Some of the matters which only the shareholders can sanction at a general meeting :
- Appointment and fixation of remuneration of auditors in the annual general meeting – Section 224.
- Declaration of dividends – Regulation 85, Table A.
- Appointment of relatives of directors etc. to an office or place of profit in the company under Section 314 of the Act.
- Sale, lease or a disposal of the whole of the company’s undertaking or a substantial part of it and donations above a certain limits [Section 293(1)].
Matters which require sanction of the Central Government :
Loans to directors by a company other than a banking or a finance company (Section 295). For verifying the foregoing transactions and others authorised by the directors or shareholders, the auditor should refer to the minutes of the meeting at which these have been considered. Further, for judging the validity or otherwise of section accorded, the relevant provision of law must be referred to. A few such instances are given below :
- Appointment of Directors (Section 256).
- Disqualifications of Directors (Section 274).
- Conduct of Board Meeting (Sections 285-290).
- General powers of Board (Section 291).
- Powers which the Board must exercise only at a meeting (Section 292).
- Restriction on powers of the Board regarding disposal of the undertaking or part of it etc. (Section 293).
- Prohibitions and restrictions regarding political contributions (Section 293A).
- Power of Board and other persons to make contributions to the National Defence Fund, etc. (Section 293B).
- Restriction on advancing loans to Directors, etc. (Section 295).
- Restriction on a Director or his relative, a firm in which a director or relative is a partner; or any other partner of the firm or a private company of which such a director is a member or director to enter into a contract of sale or purchase of goods except with the sanction of the Board of Directors (Section 297).
- Restriction on an interested director in participating in or voting at Board’s proceedings (Section 300).
- Disclosure of interest by directors (Section 299).
- Register of contracts, Companies or firms in which directors are inspected (Section 301)
- Remuneration of directors (Section 309).
- Restraint on a director’s holding offices or places of profit (Section 314).
- Restraint on payment of compensation for loss of office to a director (Sections 318 to 321).
- Restriction on loans, etc., to companies under the same management (Section 370).
- Regulation of inter-corporate loans and investments (Section 372A).

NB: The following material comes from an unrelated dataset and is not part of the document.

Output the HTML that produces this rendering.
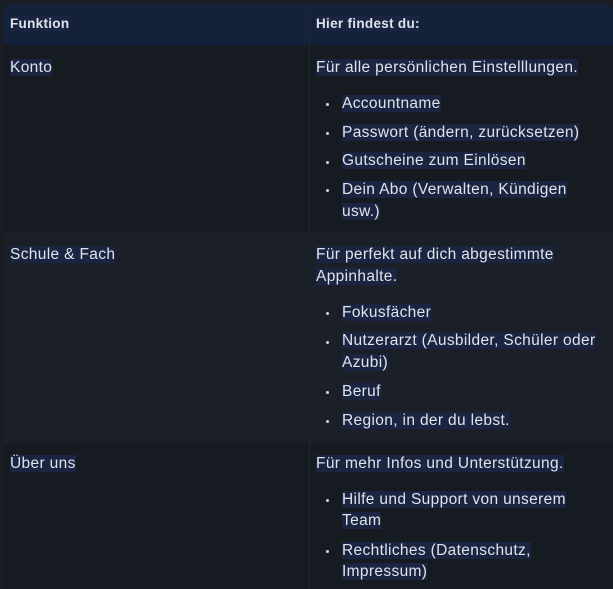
<!DOCTYPE html><html><head><style>
body{margin:0;width:613px;height:589px;background:#1a1d23;overflow:hidden;font-family:"Liberation Sans",sans-serif;color:#dfe3ea;position:relative}
.r{position:absolute;left:3px;right:0}
.t{position:absolute;font-size:15.5px;letter-spacing:0.35px;line-height:20px;white-space:nowrap;margin-top:1px}
.t span{background:#1b2542}
.h{font-weight:bold;font-size:13.5px;letter-spacing:0.3px}
.b{position:absolute;width:3px;height:3px;border-radius:50%;background:#cfd5e0;margin-top:1px}
</style></head><body>
<div class="r" style="top:4px;height:41px;background:#13223a;border-radius:6px 6px 0 0"></div>
<div class="r" style="top:45px;height:186px;background:#161b22"></div>
<div class="r" style="top:231px;height:212px;background:#1b2028"></div>
<div class="r" style="top:443px;height:146px;background:#161b22"></div>
<div style="position:absolute;left:309px;top:4px;width:1px;height:585px;background:#20262f"></div>

<div class="t h" style="left:10px;top:13px"><span>Funktion</span></div>
<div class="t h" style="left:316px;top:13px"><span>Hier findest du:</span></div>

<div class="t" style="left:10px;top:57px"><span>Konto</span></div>
<div class="t" style="left:316px;top:57px"><span>Für alle persönlichen Einstelllungen.</span></div>
<div class="b" style="left:326px;top:102px"></div><div class="t" style="left:342px;top:93px"><span>Accountname</span></div>
<div class="b" style="left:326px;top:131px"></div><div class="t" style="left:342px;top:122px"><span>Passwort (ändern, zurücksetzen)</span></div>
<div class="b" style="left:326px;top:160px"></div><div class="t" style="left:342px;top:150px"><span>Gutscheine zum Einlösen</span></div>
<div class="b" style="left:326px;top:188px"></div><div class="t" style="left:342px;top:179px"><span>Dein Abo (Verwalten, Kündigen</span></div>
<div class="t" style="left:342px;top:201px"><span>usw.)</span></div>

<div class="t" style="left:10px;top:244px"><span>Schule &amp; Fach</span></div>
<div class="t" style="left:316px;top:244px"><span>Für perfekt auf dich abgestimmte</span></div>
<div class="t" style="left:316px;top:266px"><span>Appinhalte.</span></div>
<div class="b" style="left:326px;top:311px"></div><div class="t" style="left:342px;top:302px"><span>Fokusfächer</span></div>
<div class="b" style="left:326px;top:340px"></div><div class="t" style="left:342px;top:330px"><span>Nutzerarzt (Ausbilder, Schüler oder</span></div>
<div class="t" style="left:342px;top:352px"><span>Azubi)</span></div>
<div class="b" style="left:326px;top:390px"></div><div class="t" style="left:342px;top:381px"><span>Beruf</span></div>
<div class="b" style="left:326px;top:419px"></div><div class="t" style="left:342px;top:410px"><span>Region, in der du lebst.</span></div>

<div class="t" style="left:10px;top:453px"><span>Über uns</span></div>
<div class="t" style="left:316px;top:453px"><span>Für mehr Infos und Unterstützung.</span></div>
<div class="b" style="left:326px;top:498px"></div><div class="t" style="left:342px;top:489px"><span>Hilfe und Support von unserem</span></div>
<div class="t" style="left:342px;top:510px"><span>Team</span></div>
<div class="b" style="left:326px;top:549px"></div><div class="t" style="left:342px;top:540px"><span>Rechtliches (Datenschutz,</span></div>
<div class="t" style="left:342px;top:561px"><span>Impressum)</span></div>
</body></html>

Special considerations involved in the examination of certain documents
- Memorandum of Association – It is a charter containing particulars of business activities that the company can undertake and the powers it can exercise in regard thereto. Only on a consideration thereof it is possible for the auditor to determine whether a transaction which has been entered into by the company is intra vires, i.e. the company is authorised to enter into it. If a company enters into a transaction which is ultra vires, the shareholders, though entitled to claim the profit arising on such a transaction, may restrain the management from charging the loss, if any, has been suffered thereon, to the company. If the auditor fails to detect and report the transaction which are ultra vires the company, he would be guilty of negligence. Generally the Memorandum of Association of companies is drawn up comprehensively in order that the company may be able to enter into a wide variety of transactions which it may be required to do for carrying out one or more of its objects. Nevertheless, sometimes occasions arise when a company, inadvertently, or deliberately, enters into a transaction which is ultra vires objects to powers. In such a case, the shareholders may decide to restrain the management from charging to the company the losses suffered by the company in respect of such a transaction.
- Articles of Association – These are rules and regulations for the internal management of the company; and they define the rights of different classes of shareholders, conditions under which calls can be made, the maximum and minimum number of directors the company can have, their qualifications, disqualifications and removal, etc. The terms and conditions of these provisions have relevance to the examination of transaction, that the auditor is required to carry out. He should, therefore, study the Articles and include extracts from them in his permanent audit file. The auditor, who fails to take note of the provisions in the Articles in the verification of statements of accounts, would be guilty of professional negligence. While delivering judgment in the case, Leeds Estate Building and Investment Co. v. Shepherd, Starling J. said, “It is the duty of the auditor to see that the balance sheet is a true and correct representation of the company’s affairs. It was no excuse that the auditor had not seen the articles when he knew of their existence.” The auditor must, therefore, acquaint himself with the provision of the Articles of the company and should apply this knowledge in the verification of the transactions of the company.
- Prospectus – It is a formal document which a public company must issue before it makes the allotment of shares under section 56. It must contain all the terms and conditions on which subscription to the shares is sought to be obtained from the public e.g. the company may stipulate, that it would obtain a quotation for its shares at a Stock Exchange or that it shall purchase a property which is considered valuable for the company or that it has obtained the services of technical experts whose services will be valuable for setting up the factory. In case the company fails to carry out any of these undertakings or if any statement made by it ultimately is proven to be false, the shareholder has the option to claim refund of the amount paid by him. The auditor should, therefore, study carefully all the conditions and stipulations made in the prospectus and, in case any of them has not been carried out, to draw the attention of shareholders thereto. It may be noted that the right to claim refund is restricted to such of the shareholders who subscribed for shares on the basis of prospectus. A shareholder who has purchased the shares from stock exchange or otherwise cannot claim
refund. Section 60A inserted by the Companies (Amendment) Act, 2000 has introduced the concept of “Shelf Prospectus”. Such prospectus would enable companies engaged in financial activities to raise money by way of offer of securities more than once during its validity and, in such case, only an information memorandum stating certain material particulars. Section 60B has introduced the concept of “red-herring” prospectus. Accordingly, section 60B involves concept of information memorandum also.